- _Problem requirements_
Reproduce each line of the material exactly, minus any picture.

- _Data provided_
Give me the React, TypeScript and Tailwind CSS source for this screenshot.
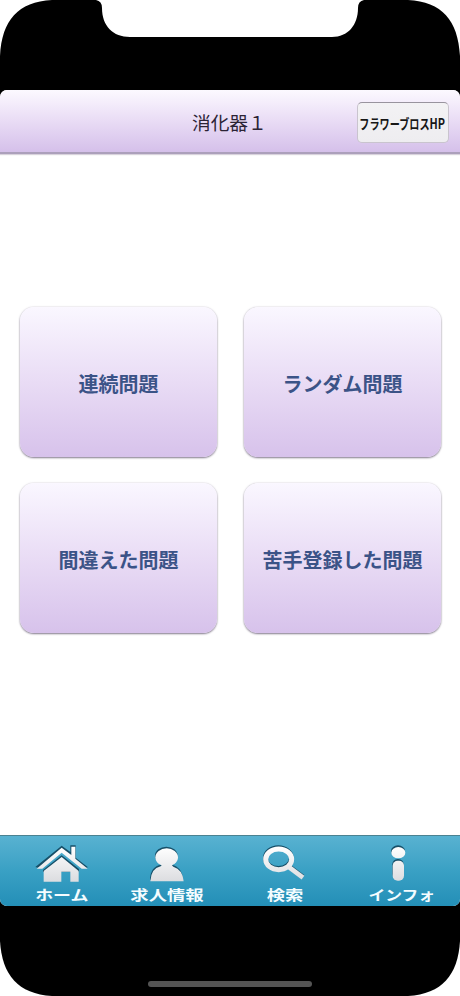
import React from "react";

const SANS = "font-['Noto_Sans_CJK_JP',sans-serif]";

function TopBezel() {
  return (
    <svg className="block h-[90px] w-full shrink-0" viewBox="0 0 460 90">
      <path
        fill="#000"
        d="M0 90V56C2 20 18 2 52 0H96Q102 1 102 8C102 26 113 37 130 37H332C348 37 358 25 358 8Q358 1 364 0H408C442 2 458 20 460 56V90Z"
      />
    </svg>
  );
}

function BottomBezel() {
  return (
    <svg className="block h-[90px] w-full shrink-0" viewBox="0 0 460 90">
      <path fill="#000" d="M0 0H460V35C458 69 442 88 408 90H52C18 88 2 69 0 35Z" />
      <rect x="148" y="75" width="164" height="6" rx="3" fill="#545454" />
    </svg>
  );
}

function QuizCard({ label }: { label: string }) {
  return (
    <button className="flex h-[150px] items-center justify-center rounded-[14px] bg-linear-to-b from-[#faf7ff] via-[#e9dcf5] to-[#d7c2eb] pt-[3px] text-[20px] leading-none font-bold text-[#3b5387] shadow-[0_1px_2px_#857d8f,0_0_2px_#a69caf60]">
      <span>{label}</span>
    </button>
  );
}

function HomeIcon() {
  return (
    <svg className="h-9 w-[54px]" viewBox="100 57 162 108" overflow="visible">
      <path fill="#174f68" d="M101 126 180 62 206 81V61H222V98L259 127 248 129 180 78 112 129ZM124 135 180 91 232 132V141H124Z" />
      <path fill="url(#metal)" d="M105 131 180 68 209 90V65H221V101L258 131H240L180 83 122 131ZM126 138 180 96 231 138V170H206V140H179V170H126Z" />
    </svg>
  );
}

function PersonIcon() {
  return (
    <svg className="h-9 w-[54px]" viewBox="420 57 162 108" overflow="visible">
      <g fill="#174f68" transform="translate(-1 -4)">
        <ellipse cx="500" cy="96" rx="34" ry="27" />
        <path d="M451 168Q452 128 485 123H514Q547 128 550 168Z" />
      </g>
      <g fill="url(#metal)">
        <ellipse cx="500" cy="97" rx="34" ry="27" />
        <path d="M451 169Q453 130 482 124Q487 122 484 117H517Q514 122 520 125Q548 133 551 169Z" />
      </g>
    </svg>
  );
}

function SearchIcon() {
  return (
    <svg className="h-9 w-[54px]" viewBox="83 57 162 108" overflow="visible">
      <g fill="none" stroke="#174f68" transform="translate(-1 -4)">
        <ellipse cx="145" cy="103" rx="39" ry="31" strokeWidth="14" />
        <path d="M173 125 219 159" strokeWidth="13" />
      </g>
      <g fill="none" stroke="url(#metal)">
        <ellipse cx="145" cy="103" rx="39" ry="31" strokeWidth="15" />
        <path d="M174 125 218 158" strokeWidth="14" />
      </g>
    </svg>
  );
}

function InfoIcon() {
  return (
    <svg className="h-9 w-[54px]" viewBox="435 57 162 108" overflow="visible">
      <g fill="#174f68" transform="translate(-1 -4)">
        <ellipse cx="505" cy="82" rx="21" ry="17" />
        <rect x="488" y="106" width="34" height="60" rx="16" />
      </g>
      <g fill="url(#metal)">
        <ellipse cx="505" cy="83" rx="21" ry="17" />
        <rect x="488" y="107" width="34" height="60" rx="15" />
      </g>
    </svg>
  );
}

function NavItem({ label, width, stretch, children }: { label: string; width: string; stretch: string; children: React.ReactNode }) {
  return (
    <button className={`flex shrink-0 flex-col items-center pt-[8px] ${width}`}>
      {children}
      <span className={`mt-[7px] inline-block text-[14px] leading-[14px] font-bold whitespace-nowrap text-[#f4fcff] ${stretch}`}>
        {label}
      </span>
    </button>
  );
}

export default function App() {
  return (
    <div className={`flex h-[996px] w-[460px] flex-col overflow-hidden bg-white ${SANS}`}>
      <svg className="absolute h-0 w-0">
        <defs>
          <linearGradient id="metal" gradientUnits="userSpaceOnUse" x1="0" y1="66" x2="0" y2="168">
            <stop offset="0" stopColor="#fff" />
            <stop offset="1" stopColor="#dcdde0" />
          </linearGradient>
        </defs>
      </svg>
      <TopBezel />
      <div className="h-[816px] bg-black">
        <div className="flex h-full flex-col overflow-hidden rounded-[7px] bg-white">
          <header className="grid h-16 shrink-0 grid-cols-[1fr_76px_1fr] items-center border-b-2 border-[#aca0bb] bg-linear-to-b from-[#fcf9ff] via-[#e9dcf5] to-[#d5c0ea] shadow-[0_1px_1px_#d8d3dc]">
            <h1 className="col-start-2 pt-[3px] text-[18.7px] leading-none whitespace-nowrap text-[#2c2335]">消化器１</h1>
            <button className="mt-[2px] mr-[11px] flex h-[41px] w-[92px] items-center justify-center justify-self-end rounded-[5px] border border-[#c9c4ce] border-t-[#99949e] bg-linear-to-b from-[#f3f2f4] to-[#eeedf0] pt-[2px] pr-[2px]">
              <span className="scale-x-[0.75] text-[13.5px] leading-none font-bold whitespace-nowrap text-[#171717]">
                フラワーブロス<span className="text-[14.5px] leading-none">HP</span>
              </span>
            </button>
          </header>
          <main className="flex flex-1 flex-col px-5 pt-[153px]">
            <div className="grid grid-cols-[197px_197px] gap-x-[27px] gap-y-[26px]">
              <QuizCard label="連続問題" />
              <QuizCard label="ランダム問題" />
              <QuizCard label="間違えた問題" />
              <QuizCard label="苦手登録した問題" />
            </div>
          </main>
          <nav className="flex h-[71px] shrink-0 border-t border-[#4b8291] bg-linear-to-b from-[#58b2d1] via-[#39a0c4] to-[#238fb7]">
            <NavItem label="ホーム" width="w-[124px]" stretch="scale-x-[1.28]"><HomeIcon /></NavItem>
            <NavItem label="求人情報" width="w-[86px]" stretch="scale-x-[1.31]"><PersonIcon /></NavItem>
            <NavItem label="検索" width="w-[149px]" stretch="scale-x-[1.31]"><SearchIcon /></NavItem>
            <NavItem label="インフォ" width="w-[85px]" stretch="scale-x-[1.2]"><InfoIcon /></NavItem>
          </nav>
        </div>
      </div>
      <BottomBezel />
    </div>
  );
}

- _Solution_
Give me the React, TypeScript and Tailwind CSS source for this screenshot.
import React from "react";

const SANS = "font-['Noto_Sans_CJK_JP',sans-serif]";

function TopBezel() {
  return (
    <svg className="block h-[90px] w-full shrink-0" viewBox="0 0 460 90">
      <path
        fill="#000"
        d="M0 90V56C2 20 18 2 52 0H96Q102 1 102 8C102 26 113 37 130 37H332C348 37 358 25 358 8Q358 1 364 0H408C442 2 458 20 460 56V90Z"
      />
    </svg>
  );
}

function BottomBezel() {
  return (
    <svg className="block h-[90px] w-full shrink-0" viewBox="0 0 460 90">
      <path fill="#000" d="M0 0H460V35C458 69 442 88 408 90H52C18 88 2 69 0 35Z" />
      <rect x="148" y="75" width="164" height="6" rx="3" fill="#545454" />
    </svg>
  );
}

function QuizCard({ label }: { label: string }) {
  return (
    <button className="flex h-[150px] items-center justify-center rounded-[14px] bg-linear-to-b from-[#faf7ff] via-[#e9dcf5] to-[#d7c2eb] pt-[3px] text-[20px] leading-none font-bold text-[#3b5387] shadow-[0_1px_2px_#857d8f,0_0_2px_#a69caf60]">
      <span>{label}</span>
    </button>
  );
}

function HomeIcon() {
  return (
    <svg className="h-9 w-[54px]" viewBox="100 57 162 108" overflow="visible">
      <path fill="#174f68" d="M101 126 180 62 206 81V61H222V98L259 127 248 129 180 78 112 129ZM124 135 180 91 232 132V141H124Z" />
      <path fill="url(#metal)" d="M105 131 180 68 209 90V65H221V101L258 131H240L180 83 122 131ZM126 138 180 96 231 138V170H206V140H179V170H126Z" />
    </svg>
  );
}

function PersonIcon() {
  return (
    <svg className="h-9 w-[54px]" viewBox="420 57 162 108" overflow="visible">
      <g fill="#174f68" transform="translate(-1 -4)">
        <ellipse cx="500" cy="96" rx="34" ry="27" />
        <path d="M451 168Q452 128 485 123H514Q547 128 550 168Z" />
      </g>
      <g fill="url(#metal)">
        <ellipse cx="500" cy="97" rx="34" ry="27" />
        <path d="M451 169Q453 130 482 124Q487 122 484 117H517Q514 122 520 125Q548 133 551 169Z" />
      </g>
    </svg>
  );
}

function SearchIcon() {
  return (
    <svg className="h-9 w-[54px]" viewBox="83 57 162 108" overflow="visible">
      <g fill="none" stroke="#174f68" transform="translate(-1 -4)">
        <ellipse cx="145" cy="103" rx="39" ry="31" strokeWidth="14" />
        <path d="M173 125 219 159" strokeWidth="13" />
      </g>
      <g fill="none" stroke="url(#metal)">
        <ellipse cx="145" cy="103" rx="39" ry="31" strokeWidth="15" />
        <path d="M174 125 218 158" strokeWidth="14" />
      </g>
    </svg>
  );
}

function InfoIcon() {
  return (
    <svg className="h-9 w-[54px]" viewBox="435 57 162 108" overflow="visible">
      <g fill="#174f68" transform="translate(-1 -4)">
        <ellipse cx="505" cy="82" rx="21" ry="17" />
        <rect x="488" y="106" width="34" height="60" rx="16" />
      </g>
      <g fill="url(#metal)">
        <ellipse cx="505" cy="83" rx="21" ry="17" />
        <rect x="488" y="107" width="34" height="60" rx="15" />
      </g>
    </svg>
  );
}

function NavItem({ label, width, stretch, children }: { label: string; width: string; stretch: string; children: React.ReactNode }) {
  return (
    <button className={`flex shrink-0 flex-col items-center pt-[8px] ${width}`}>
      {children}
      <span className={`mt-[7px] inline-block text-[14px] leading-[14px] font-bold whitespace-nowrap text-[#f4fcff] ${stretch}`}>
        {label}
      </span>
    </button>
  );
}

export default function App() {
  return (
    <div className={`flex h-[996px] w-[460px] flex-col overflow-hidden bg-white ${SANS}`}>
      <svg className="absolute h-0 w-0">
        <defs>
          <linearGradient id="metal" gradientUnits="userSpaceOnUse" x1="0" y1="66" x2="0" y2="168">
            <stop offset="0" stopColor="#fff" />
            <stop offset="1" stopColor="#dcdde0" />
          </linearGradient>
        </defs>
      </svg>
      <TopBezel />
      <div className="h-[816px] bg-black">
        <div className="flex h-full flex-col overflow-hidden rounded-[7px] bg-white">
          <header className="grid h-16 shrink-0 grid-cols-[1fr_76px_1fr] items-center border-b-2 border-[#aca0bb] bg-linear-to-b from-[#fcf9ff] via-[#e9dcf5] to-[#d5c0ea] shadow-[0_1px_1px_#d8d3dc]">
            <h1 className="col-start-2 pt-[3px] text-[18.7px] leading-none whitespace-nowrap text-[#2c2335]">消化器１</h1>
            <button className="mt-[2px] mr-[11px] flex h-[41px] w-[92px] items-center justify-center justify-self-end rounded-[5px] border border-[#c9c4ce] border-t-[#99949e] bg-linear-to-b from-[#f3f2f4] to-[#eeedf0] pt-[2px] pr-[2px]">
              <span className="scale-x-[0.75] text-[13.5px] leading-none font-bold whitespace-nowrap text-[#171717]">
                フラワーブロス<span className="text-[14.5px] leading-none">HP</span>
              </span>
            </button>
          </header>
          <main className="flex flex-1 flex-col px-5 pt-[153px]">
            <div className="grid grid-cols-[197px_197px] gap-x-[27px] gap-y-[26px]">
              <QuizCard label="連続問題" />
              <QuizCard label="ランダム問題" />
              <QuizCard label="間違えた問題" />
              <QuizCard label="苦手登録した問題" />
            </div>
          </main>
          <nav className="flex h-[71px] shrink-0 border-t border-[#4b8291] bg-linear-to-b from-[#58b2d1] via-[#39a0c4] to-[#238fb7]">
            <NavItem label="ホーム" width="w-[124px]" stretch="scale-x-[1.28]"><HomeIcon /></NavItem>
            <NavItem label="求人情報" width="w-[86px]" stretch="scale-x-[1.31]"><PersonIcon /></NavItem>
            <NavItem label="検索" width="w-[149px]" stretch="scale-x-[1.31]"><SearchIcon /></NavItem>
            <NavItem label="インフォ" width="w-[85px]" stretch="scale-x-[1.2]"><InfoIcon /></NavItem>
          </nav>
        </div>
      </div>
      <BottomBezel />
    </div>
  );
}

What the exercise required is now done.